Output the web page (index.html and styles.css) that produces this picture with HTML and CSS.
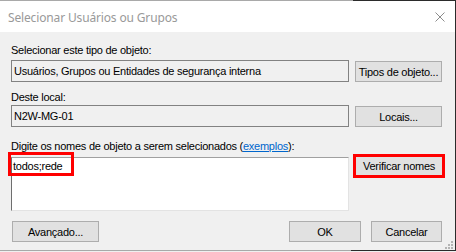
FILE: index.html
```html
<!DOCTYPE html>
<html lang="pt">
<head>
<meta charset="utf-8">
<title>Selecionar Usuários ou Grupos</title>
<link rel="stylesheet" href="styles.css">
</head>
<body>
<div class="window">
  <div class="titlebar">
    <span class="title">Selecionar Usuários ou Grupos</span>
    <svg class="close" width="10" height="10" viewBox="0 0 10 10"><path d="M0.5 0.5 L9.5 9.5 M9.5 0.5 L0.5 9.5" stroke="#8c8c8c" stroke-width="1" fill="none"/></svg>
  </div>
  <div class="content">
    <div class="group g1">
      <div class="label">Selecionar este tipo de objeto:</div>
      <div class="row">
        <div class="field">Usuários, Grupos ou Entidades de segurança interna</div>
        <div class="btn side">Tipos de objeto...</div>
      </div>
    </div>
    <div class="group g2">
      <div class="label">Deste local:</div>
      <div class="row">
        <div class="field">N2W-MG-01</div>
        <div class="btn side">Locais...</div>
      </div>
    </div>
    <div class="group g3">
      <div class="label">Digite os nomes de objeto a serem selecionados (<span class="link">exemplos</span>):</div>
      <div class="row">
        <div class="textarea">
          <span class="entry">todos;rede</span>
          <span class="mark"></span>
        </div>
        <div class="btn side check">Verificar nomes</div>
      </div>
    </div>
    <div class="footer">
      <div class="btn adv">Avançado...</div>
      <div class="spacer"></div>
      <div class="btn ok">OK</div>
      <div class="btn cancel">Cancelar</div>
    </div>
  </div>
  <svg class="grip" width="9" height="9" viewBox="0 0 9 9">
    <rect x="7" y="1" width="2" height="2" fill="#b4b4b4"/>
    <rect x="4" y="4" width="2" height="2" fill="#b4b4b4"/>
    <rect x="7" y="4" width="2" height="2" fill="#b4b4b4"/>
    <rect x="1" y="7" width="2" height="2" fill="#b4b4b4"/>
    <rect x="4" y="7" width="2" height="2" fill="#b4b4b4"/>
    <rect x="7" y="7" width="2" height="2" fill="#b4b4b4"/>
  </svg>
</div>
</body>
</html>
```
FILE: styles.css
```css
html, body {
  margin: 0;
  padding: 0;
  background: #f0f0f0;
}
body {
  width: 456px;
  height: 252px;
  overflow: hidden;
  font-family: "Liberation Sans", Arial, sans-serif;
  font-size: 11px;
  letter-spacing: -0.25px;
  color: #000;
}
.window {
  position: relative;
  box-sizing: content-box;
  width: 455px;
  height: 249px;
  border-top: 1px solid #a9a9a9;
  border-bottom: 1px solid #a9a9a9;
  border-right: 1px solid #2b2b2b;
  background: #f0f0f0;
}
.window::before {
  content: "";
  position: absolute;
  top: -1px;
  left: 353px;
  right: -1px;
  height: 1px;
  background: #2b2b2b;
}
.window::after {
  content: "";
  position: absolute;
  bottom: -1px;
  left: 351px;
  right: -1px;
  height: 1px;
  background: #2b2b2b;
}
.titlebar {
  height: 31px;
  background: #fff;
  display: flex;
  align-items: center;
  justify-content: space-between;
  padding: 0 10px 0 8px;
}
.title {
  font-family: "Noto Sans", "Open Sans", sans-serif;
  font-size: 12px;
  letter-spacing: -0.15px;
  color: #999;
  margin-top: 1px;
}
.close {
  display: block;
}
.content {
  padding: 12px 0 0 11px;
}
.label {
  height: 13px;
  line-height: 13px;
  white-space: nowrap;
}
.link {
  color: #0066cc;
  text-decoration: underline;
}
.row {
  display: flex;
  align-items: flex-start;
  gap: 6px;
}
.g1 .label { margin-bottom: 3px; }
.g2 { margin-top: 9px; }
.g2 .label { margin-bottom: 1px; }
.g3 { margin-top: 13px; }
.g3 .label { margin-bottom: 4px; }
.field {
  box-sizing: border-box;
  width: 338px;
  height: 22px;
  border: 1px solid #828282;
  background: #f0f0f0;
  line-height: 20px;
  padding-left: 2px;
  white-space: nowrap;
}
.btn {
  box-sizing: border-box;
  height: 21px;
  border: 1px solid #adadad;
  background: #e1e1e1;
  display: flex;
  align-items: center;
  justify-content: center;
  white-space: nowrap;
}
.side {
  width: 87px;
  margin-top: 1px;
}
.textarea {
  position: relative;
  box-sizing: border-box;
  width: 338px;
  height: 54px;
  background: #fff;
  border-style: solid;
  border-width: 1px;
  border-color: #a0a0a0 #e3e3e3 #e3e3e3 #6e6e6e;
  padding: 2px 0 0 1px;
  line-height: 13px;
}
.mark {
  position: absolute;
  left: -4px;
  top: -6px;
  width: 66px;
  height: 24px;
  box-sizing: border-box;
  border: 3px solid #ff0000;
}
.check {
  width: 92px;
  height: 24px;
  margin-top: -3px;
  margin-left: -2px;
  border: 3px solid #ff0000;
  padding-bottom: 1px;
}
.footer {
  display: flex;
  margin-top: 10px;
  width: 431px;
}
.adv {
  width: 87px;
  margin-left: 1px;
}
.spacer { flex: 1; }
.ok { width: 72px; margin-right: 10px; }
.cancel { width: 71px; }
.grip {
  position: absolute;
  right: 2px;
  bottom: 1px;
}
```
········
> **What is being asked**
Output the lines above in full and exactly as given, omitting any pictures.

> **Output for this exercise**
Output the web page (index.html and styles.css) that produces this picture with HTML and CSS.
FILE: index.html
```html
<!DOCTYPE html>
<html lang="pt">
<head>
<meta charset="utf-8">
<title>Selecionar Usuários ou Grupos</title>
<link rel="stylesheet" href="styles.css">
</head>
<body>
<div class="window">
  <div class="titlebar">
    <span class="title">Selecionar Usuários ou Grupos</span>
    <svg class="close" width="10" height="10" viewBox="0 0 10 10"><path d="M0.5 0.5 L9.5 9.5 M9.5 0.5 L0.5 9.5" stroke="#8c8c8c" stroke-width="1" fill="none"/></svg>
  </div>
  <div class="content">
    <div class="group g1">
      <div class="label">Selecionar este tipo de objeto:</div>
      <div class="row">
        <div class="field">Usuários, Grupos ou Entidades de segurança interna</div>
        <div class="btn side">Tipos de objeto...</div>
      </div>
    </div>
    <div class="group g2">
      <div class="label">Deste local:</div>
      <div class="row">
        <div class="field">N2W-MG-01</div>
        <div class="btn side">Locais...</div>
      </div>
    </div>
    <div class="group g3">
      <div class="label">Digite os nomes de objeto a serem selecionados (<span class="link">exemplos</span>):</div>
      <div class="row">
        <div class="textarea">
          <span class="entry">todos;rede</span>
          <span class="mark"></span>
        </div>
        <div class="btn side check">Verificar nomes</div>
      </div>
    </div>
    <div class="footer">
      <div class="btn adv">Avançado...</div>
      <div class="spacer"></div>
      <div class="btn ok">OK</div>
      <div class="btn cancel">Cancelar</div>
    </div>
  </div>
  <svg class="grip" width="9" height="9" viewBox="0 0 9 9">
    <rect x="7" y="1" width="2" height="2" fill="#b4b4b4"/>
    <rect x="4" y="4" width="2" height="2" fill="#b4b4b4"/>
    <rect x="7" y="4" width="2" height="2" fill="#b4b4b4"/>
    <rect x="1" y="7" width="2" height="2" fill="#b4b4b4"/>
    <rect x="4" y="7" width="2" height="2" fill="#b4b4b4"/>
    <rect x="7" y="7" width="2" height="2" fill="#b4b4b4"/>
  </svg>
</div>
</body>
</html>
```
FILE: styles.css
```css
html, body {
  margin: 0;
  padding: 0;
  background: #f0f0f0;
}
body {
  width: 456px;
  height: 252px;
  overflow: hidden;
  font-family: "Liberation Sans", Arial, sans-serif;
  font-size: 11px;
  letter-spacing: -0.25px;
  color: #000;
}
.window {
  position: relative;
  box-sizing: content-box;
  width: 455px;
  height: 249px;
  border-top: 1px solid #a9a9a9;
  border-bottom: 1px solid #a9a9a9;
  border-right: 1px solid #2b2b2b;
  background: #f0f0f0;
}
.window::before {
  content: "";
  position: absolute;
  top: -1px;
  left: 353px;
  right: -1px;
  height: 1px;
  background: #2b2b2b;
}
.window::after {
  content: "";
  position: absolute;
  bottom: -1px;
  left: 351px;
  right: -1px;
  height: 1px;
  background: #2b2b2b;
}
.titlebar {
  height: 31px;
  background: #fff;
  display: flex;
  align-items: center;
  justify-content: space-between;
  padding: 0 10px 0 8px;
}
.title {
  font-family: "Noto Sans", "Open Sans", sans-serif;
  font-size: 12px;
  letter-spacing: -0.15px;
  color: #999;
  margin-top: 1px;
}
.close {
  display: block;
}
.content {
  padding: 12px 0 0 11px;
}
.label {
  height: 13px;
  line-height: 13px;
  white-space: nowrap;
}
.link {
  color: #0066cc;
  text-decoration: underline;
}
.row {
  display: flex;
  align-items: flex-start;
  gap: 6px;
}
.g1 .label { margin-bottom: 3px; }
.g2 { margin-top: 9px; }
.g2 .label { margin-bottom: 1px; }
.g3 { margin-top: 13px; }
.g3 .label { margin-bottom: 4px; }
.field {
  box-sizing: border-box;
  width: 338px;
  height: 22px;
  border: 1px solid #828282;
  background: #f0f0f0;
  line-height: 20px;
  padding-left: 2px;
  white-space: nowrap;
}
.btn {
  box-sizing: border-box;
  height: 21px;
  border: 1px solid #adadad;
  background: #e1e1e1;
  display: flex;
  align-items: center;
  justify-content: center;
  white-space: nowrap;
}
.side {
  width: 87px;
  margin-top: 1px;
}
.textarea {
  position: relative;
  box-sizing: border-box;
  width: 338px;
  height: 54px;
  background: #fff;
  border-style: solid;
  border-width: 1px;
  border-color: #a0a0a0 #e3e3e3 #e3e3e3 #6e6e6e;
  padding: 2px 0 0 1px;
  line-height: 13px;
}
.mark {
  position: absolute;
  left: -4px;
  top: -6px;
  width: 66px;
  height: 24px;
  box-sizing: border-box;
  border: 3px solid #ff0000;
}
.check {
  width: 92px;
  height: 24px;
  margin-top: -3px;
  margin-left: -2px;
  border: 3px solid #ff0000;
  padding-bottom: 1px;
}
.footer {
  display: flex;
  margin-top: 10px;
  width: 431px;
}
.adv {
  width: 87px;
  margin-left: 1px;
}
.spacer { flex: 1; }
.ok { width: 72px; margin-right: 10px; }
.cancel { width: 71px; }
.grip {
  position: absolute;
  right: 2px;
  bottom: 1px;
}
```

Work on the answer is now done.